The defendant/applicant has now invoked the provisions of Order 45 (i) Civil Procedure Rules to seek a review of this Court’s ruling dated 14th October 2013. That order provides as follows:-
“Any person considering himself aggrieved –
by a decree or order from which an appeal is allowed but from which no appeal has been preferred, or
by a decree or order from which no appeal is hereby allowed,
and who from the discovery of new and important matter or evidencewhich, after the exercise of due diligence, was not within his knowledgeor could not be produced by him at the time when the decree was passed or the order made, or on account of some mistake or error apparent on the face of the record or for any other sufficient reason, desires to obtain a review of the decree or order, may apply for a review of judgment to the Court which passed the decree or made the orders without un-reasonable delay” emphasis mine.
Therefore, for a party to avail himself of the remedy under Order 45 (1) of the Civil Procedure Rules, he must show:-
discovery of new and important matter or evidence
that such matter or evidence was not within his knowledge or could not be produced even after due diligence
or some mistake or error apparent on the face of the record or other sufficient reason
that he has moved the Court without un-reasonable delay.
Has the defendant/applicant satisfied the requirements of Order 45 (1) Civil Procedure Rules? I am afraid he has not. The issues he has raised herein as per his supporting affidavit include:-
that the plaintiff had earlier filed another Judicial Review in JR No. 41 of 2002
that leave was granted by Judge Vitalis Juma on 20th December 2002
that these matters are res-judicata having been handled by another Court.
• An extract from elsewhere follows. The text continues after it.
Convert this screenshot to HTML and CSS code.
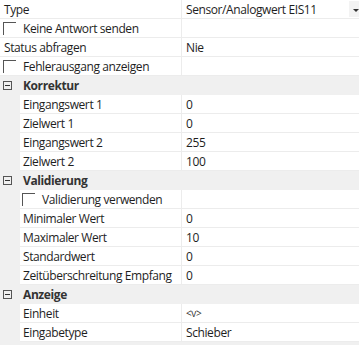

All those matters listed above are not new and important matters that were not within the defendant/applicant’s knowledge. They are matters that were well within her knowledge and if she had attended Court when the application for injunction was canvassed (having been duly served), she would have brought them to the attention of the Court which would then have considered them before making a decision on whether or not to grant the injunction sought. The applicant is, in my view, attempting to respond to the application for injunction in the guise of seeking a review. That application was spent and I do not see any new and important matter or evidence which was not within her knowledge or could not be produced nor any mistake or error apparent on the face of the record or any other sufficient reason to warrant a review of this Court’s ruling dated 14th October 2013. All the mattes deponed in her affidavit were well within her knowledge and neither are they new. They could have been brought to the attention of the Court if a response had been filed to the plaintiff’s application. They do not become new and important simply because they were kept away from the Court. No error on the face of the record has been pointed out either. The defendant/applicant will have to await the trial of this suit to ventilate her grievances.
Ultimately therefore, the defendant/applicant’s Notice of Motion dated 15th October 2013 is dismissed with costs.
As the subject matter of this dispute is situated within Embu where we now have an Environment and Land Court, this suit is hereby transferred to that Court for mention on 23rd March, 2015 for further orders.
It is so ordered.
B.N. OLAO
JUDGE
13TH MARCH, 2015
17/3/2015
Before
B.N. Olao – Judge
Gichia – CC
Mr. Muyodi for Plaintiff – absent
Mr. Maina for Mungai for Defendant – present
COURT: Ruling delivered this 17th day of March 2015 in open Court
Mr. Muyodi for Plaintiff absent
Mr. Maina for Mungai for Defendant present.